Is that a fireplace or are you just glad to see me?

In late 1990 Manhattan Homes Inc. was contacted by an attorney for the estate of acclaimed artist Keith Haring who had died of AIDS related complications earlier that year. As many of you know, Mr. Haring, who started as a "subway artist", had become and remains a prominent figure in the international art scene, and an advocate for social issues as expressed through his work and the Keith Haring Foundation. His death was a great loss on many levels. (You can find an in-depth look at his life and work here).

Part of Mr. Haring's estate included an extraordinary Penthouse he had purchased just north of SoHo. It was a scissored duplex with a wonderful roof deck and a number of interesting upgrades made by the artist. One of the first people to see the apartment was a lovely woman working with my partner, James. She was an editor at Newsweek Magazine and no stranger to Mr. Haring's work, or for that matter, all things aesthetic (she would later go on to become Editor of Martha Stewart Living magazine). The improvements made by the artist were tasteful and well-crafted but one "improvement" was particularly personal in nature: the fireplace.
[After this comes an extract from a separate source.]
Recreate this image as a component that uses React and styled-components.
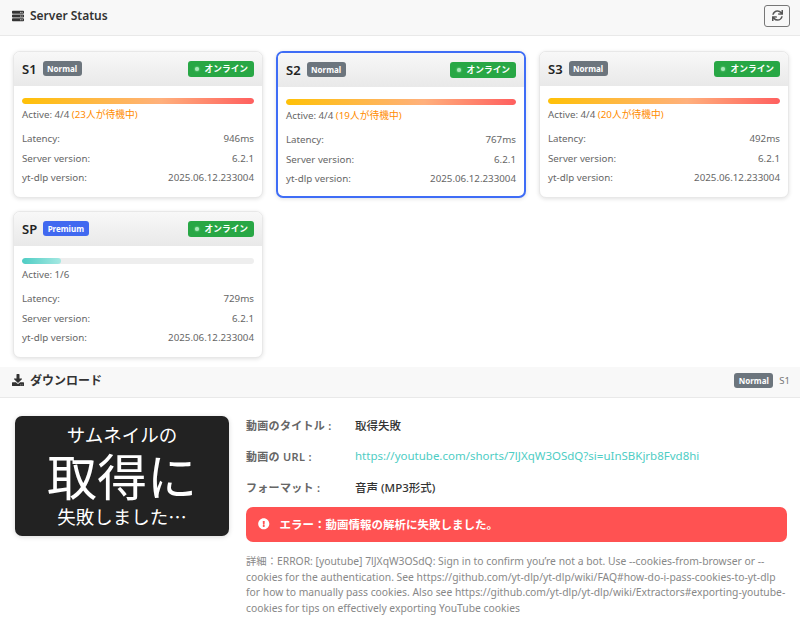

The artist had decided to redo the mantel, legs and lintel of this fixture. After applying a composite he etched in numerous representations of what could most delicately be described as the body part exclusive to the male of our species, with each example surrounded by Haring's characteristic sunbeams. Our gal was unfazed and loved the apartment and a deal was struck. When it came time for the condo to be appraised a special issue arose. The unit had additional value because of its provenance, already a difficult factor to evaluate, but how could the appraiser incorporate the value of the fireplace? Mr. Haring's works now often sell north of $100,000, and this "sculpture" already had great value back then. The fireplace was part of the apartment and also part of the artist's body of work. The real estate appraiser was at a loss so our next call was to Christie's Auction House to come and make an appraisal. The final unit appraisal delivered to the bank contained 2 documents, the original appraiser's evaluation and stapled to that, the Christie's appraisal; and the loan was subsequently approved.